Aim
Extract every line that contains the string "React".

═══

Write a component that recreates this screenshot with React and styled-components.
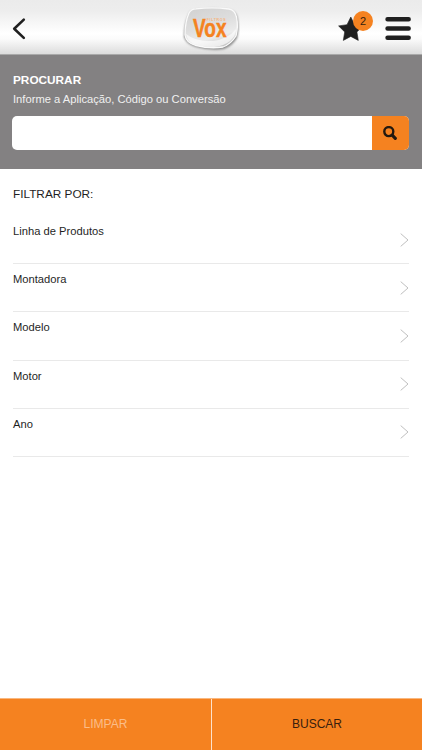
import React, { useState } from 'react';
import styled, { createGlobalStyle } from 'styled-components';

const GlobalStyle = createGlobalStyle`
  * { box-sizing: border-box; }
  body { margin: 0; background: #fff; }
  button, input { font: inherit; border: 0; padding: 0; margin: 0; background: none; }
`;

const Screen = styled.div`
  display: flex;
  flex-direction: column;
  width: 100%;
  height: 100vh;
  overflow: hidden;
  background: #fff;
  color: #1f1f1f;
  font-family: "Liberation Sans", Arial, sans-serif;
`;

const Header = styled.header`
  flex: none;
  display: grid;
  grid-template-columns: 1fr 58px 1fr;
  height: 55px;
  border-bottom: 1px solid #a9a9a9;
  background: linear-gradient(#ebebeb 0, #ededed 20%, #fff 62%, #fbfbfb 72%, #dcdcdc 100%);
`;

const HeaderSide = styled.div`
  display: flex;
  justify-content: ${({ $end }) => ($end ? 'flex-end' : 'flex-start')};
  align-items: flex-start;
`;

const IconButton = styled.button`
  position: relative;
  display: block;
  width: ${({ $width }) => $width}px;
  height: 54px;
  svg { display: block; }
`;

const Badge = styled.span`
  position: absolute;
  top: 10.5px;
  left: 16px;
  width: 20px;
  height: 20px;
  border-radius: 50%;
  background: #f58220;
  color: #33200f;
  font-size: 11px;
  line-height: 20px;
  text-align: center;
`;

const SearchPanel = styled.section`
  flex: none;
  height: 114px;
  padding: 17px 13px 0 12px;
  background: #838182;
  color: #fff;
`;

const Title = styled.h1`
  margin: 0 0 0 1px;
  font-size: 11.8px;
  line-height: 16px;
`;

const Hint = styled.p`
  margin: 4px 0 0 1px;
  font-size: 11.2px;
  line-height: 14px;
  color: #f0f0f0;
`;

const SearchField = styled.form`
  display: flex;
  height: 34px;
  margin-top: 10px;
  overflow: hidden;
  border-radius: 5px;
  background: #fff;
`;

const SearchInput = styled.input`
  flex: 1;
  min-width: 0;
  padding: 0 10px;
  outline: 0;
  font-size: 14px;
`;

const SearchButton = styled.button`
  display: flex;
  align-items: center;
  justify-content: center;
  width: 37px;
  padding: 0 1px 1px 0;
  background: #f58220;
`;

const Filters = styled.main`
  flex: 1;
  padding: 17px 13px 0;
`;

const FilterTitle = styled.h2`
  margin: 0 0 13px;
  font-size: 11.8px;
  font-weight: 400;
  line-height: 17px;
`;

const FilterRow = styled.div`
  display: flex;
  justify-content: space-between;
  height: 48.2px;
  border-bottom: 1px solid #e9e9e9;
  font-size: 11.2px;
  line-height: 14px;
  padding-top: 8px;
`;

const RowIcon = styled.span`
  display: flex;
  align-items: flex-start;
  padding-top: 8.5px;
`;

const Footer = styled.footer`
  flex: none;
  display: grid;
  grid-template-columns: 1fr 1fr;
  height: 52px;
  border-top: 1px solid #f9b77e;
  background: #f58220;
`;

const FooterButton = styled.button`
  color: ${({ $muted }) => ($muted ? '#fbbd88' : '#38200e')};
  font-size: 12px;
  padding-bottom: 1px;
  & + & { border-left: 1px solid #fde2cc; }
`;

const Logo = () => (
  <svg width="58" height="54" viewBox="0 0 58 54" aria-label="Filtros Vox">
    <defs>
      <linearGradient id="plate" x1="0.2" y1="0" x2="0.6" y2="1">
        <stop offset="0" stopColor="#d2d2d2" />
        <stop offset="0.45" stopColor="#dedede" />
        <stop offset="0.75" stopColor="#ececec" />
        <stop offset="1" stopColor="#c6c6c6" />
      </linearGradient>
      <filter id="shade" x="-20%" y="-20%" width="140%" height="140%">
        <feGaussianBlur stdDeviation="1" />
      </filter>
    </defs>
    <path d="M14 10Q31 7 48 10Q54 11 55.500 18Q57.500 29 55 38Q50 46 42 49Q29 51 14 47Q4 44 2 37Q2 23 7 14Q9 10 14 10Z" fill="#858585" filter="url(#shade)" />
    <path d="M14 8.800Q31 7 47 9Q53 10 54.500 17Q56.500 27 54 36Q49 44 41 47Q28 49 14 45.500Q4 43 3 35Q3 22 7 13Q9 9 14 8.800Z" fill="url(#plate)" stroke="#fafafa" strokeWidth="1.300" />
    <path d="M4 34Q14 42 31 41Q46 39 54 29Q54 36 48 41Q42 46 32 47Q20 47 12 44Q5 41 4 34Z" fill="#fff" opacity="0.65" />
    <text x="24.700" y="20.800" textLength="19" fontFamily="Liberation Sans" fontWeight="700" fontSize="3.600" fill="#f5b581">FILTROS</text>
    <text x="11" y="36.700" textLength="33.500" lengthAdjust="spacingAndGlyphs" fontFamily="Liberation Sans" fontWeight="700" fontSize="26.500" fill="#f58220" stroke="#f58220" strokeWidth="0.500">Vox</text>
  </svg>
);

const BackIcon = () => (
  <svg width="38" height="54" fill="none" stroke="#202020" strokeWidth="2.600" strokeLinecap="round" strokeLinejoin="round">
    <path d="M23.800 19.600L14.200 28.700L23.800 37.900" />
  </svg>
);

const StarIcon = () => (
  <svg width="36" height="54" fill="#202020">
    <path d="M13.800 17L17.600 24.700L26 25.900L19.900 31.900L21.300 40.400L13.800 36.400L6.300 40.400L7.700 31.900L1.600 25.900L10 24.700Z" stroke="#202020" strokeWidth="0.600" />
  </svg>
);

const MenuIcon = () => (
  <svg width="49" height="54" stroke="#202020" strokeWidth="4.600" strokeLinecap="round">
    <path d="M14.600 19.200H35.600M14.600 28.500H35.600M14.600 37.700H35.600" />
  </svg>
);

const SearchIcon = () => (
  <svg width="14" height="14" viewBox="0 0 14 14" fill="none" stroke="#24190f">
    <circle cx="5.800" cy="5.600" r="4.500" strokeWidth="2.400" />
    <path d="M9.200 9.200L12.300 12.300" strokeWidth="3.200" strokeLinecap="round" />
  </svg>
);

const Chevron = () => (
  <svg width="9" height="14" viewBox="0 0 9 14" fill="none" stroke="#bfbfbf" strokeWidth="1">
    <path d="M0.700 0.600L8 7L0.700 13.400" />
  </svg>
);

const filters = ['Linha de Produtos', 'Montadora', 'Modelo', 'Motor', 'Ano'];

export default function App() {
  const [query, setQuery] = useState('');
  return (
    <Screen>
      <GlobalStyle />
      <Header>
        <HeaderSide>
          <IconButton $width={38} aria-label="Voltar"><BackIcon /></IconButton>
        </HeaderSide>
        <Logo />
        <HeaderSide $end>
          <IconButton $width={36} aria-label="Favoritos"><StarIcon /><Badge>2</Badge></IconButton>
          <IconButton $width={49} aria-label="Menu"><MenuIcon /></IconButton>
        </HeaderSide>
      </Header>
      <SearchPanel>
        <Title>PROCURAR</Title>
        <Hint>Informe a Aplicação, Código ou Conversão</Hint>
        <SearchField onSubmit={(e) => e.preventDefault()}>
          <SearchInput value={query} onChange={(e) => setQuery(e.target.value)} aria-label="Procurar" />
          <SearchButton aria-label="Pesquisar"><SearchIcon /></SearchButton>
        </SearchField>
      </SearchPanel>
      <Filters>
        <FilterTitle>FILTRAR POR:</FilterTitle>
        {filters.map((name) => (
          <FilterRow key={name}>
            <span>{name}</span>
            <RowIcon><Chevron /></RowIcon>
          </FilterRow>
        ))}
      </Filters>
      <Footer>
        <FooterButton $muted onClick={() => setQuery('')}>LIMPAR</FooterButton>
        <FooterButton>BUSCAR</FooterButton>
      </Footer>
    </Screen>
  );
}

═══

Solution below
Write a component that recreates this screenshot with React and styled-components.
import React, { useState } from 'react';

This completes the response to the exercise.